Amendments to Loan Agreement. The Loan Agreement is hereby amended as follows: 
 (a) The following defined terms are
hereby added to Section 1 of the Loan Agreement in the appropriate alphabetical order: 
 “Compliance
Date” means the date on which (i) the Bank has received all financial information required under Section 8.2 of this Agreement, including without limitation, a compliance certificate, with respect to the
fiscal year ending on March 31, 2023 and such financial information confirms to the satisfaction of the Bank, in the good faith exercise of its business judgment, that no default exists under any Loan Document at such time and (ii) no
other default exists under any Loan Document at such time. 
 “Liquidity” means, as of any date of
determination, an amount equal to the sum of (a) the amount that is available to be borrowed under the Line of Credit plus (b) the aggregate amount of cash on hand of the domestic Obligors, on a consolidated basis, that is not
subject to any security interest, lien or any restriction on use, in each case, as of such date. 
 (b) Section 2.1(c)
of the Loan Agreement is hereby amended and restated in its entirety to read as follows: 
 (c) The Borrower agrees not to permit the
principal balance outstanding under the Line of Credit to exceed the Facility No. 1 Commitment. Until the occurrence of the Compliance Date, the Borrower agrees not to permit the principal balance outstanding under the Line of Credit to exceed
$15,000,000. If the Borrower exceeds either limitation set forth in this Section 2.1(c), the Borrower will immediately pay the excess to the Bank. 

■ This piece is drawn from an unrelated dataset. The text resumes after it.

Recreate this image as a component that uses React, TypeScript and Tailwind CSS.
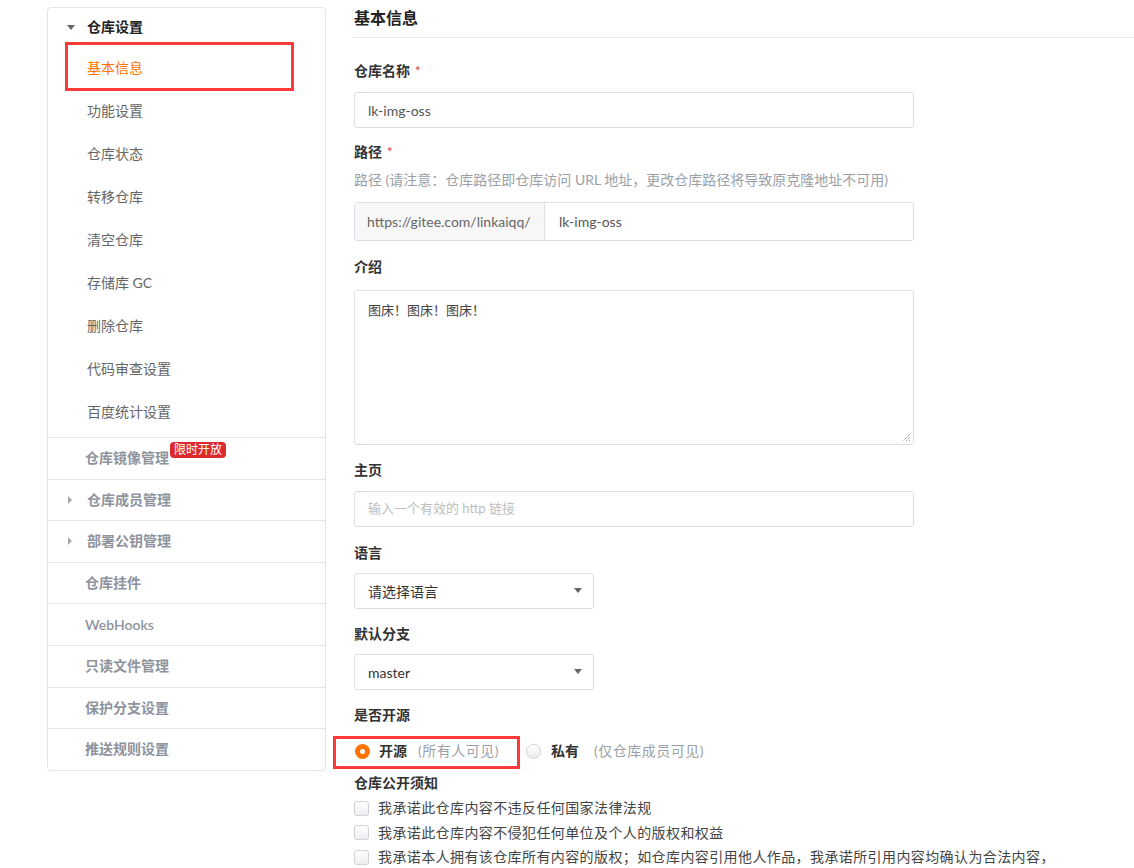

(c) Section 8.2 of the Loan Agreement is hereby amended by adding the following new clauses (i) and (j) to such
section: 
 (i) Within two (2) business days after the end of each calendar week, the Borrower shall deliver a certificate setting
forth the amount of Liquidity as of the last business day of the prior week. Concurrently with any request for a borrowing under the Line of Credit, the Borrower shall deliver a certificate setting forth the amount of Liquidity as of the preceding
business day. 
 (j) Concurrently with the delivery of the audited financial statements required under
Section 8.2(a) of this Agreement, the Borrower shall execute and deliver a perfection certificate, in a form provided by the Bank, for the purpose of facilitating the Bank’s perfection of its security interests and
liens created under the Loan Documents. 

 (d) Section 8.3 of the Loan Agreement is hereby amended by adding the
following sentence to the end of such section: 
 The Borrower shall not be required to comply with the financial covenant set forth in this
Section 8.3 for the reporting periods ending March 31, 2022; June 30, 2022 and September 30, 2022. 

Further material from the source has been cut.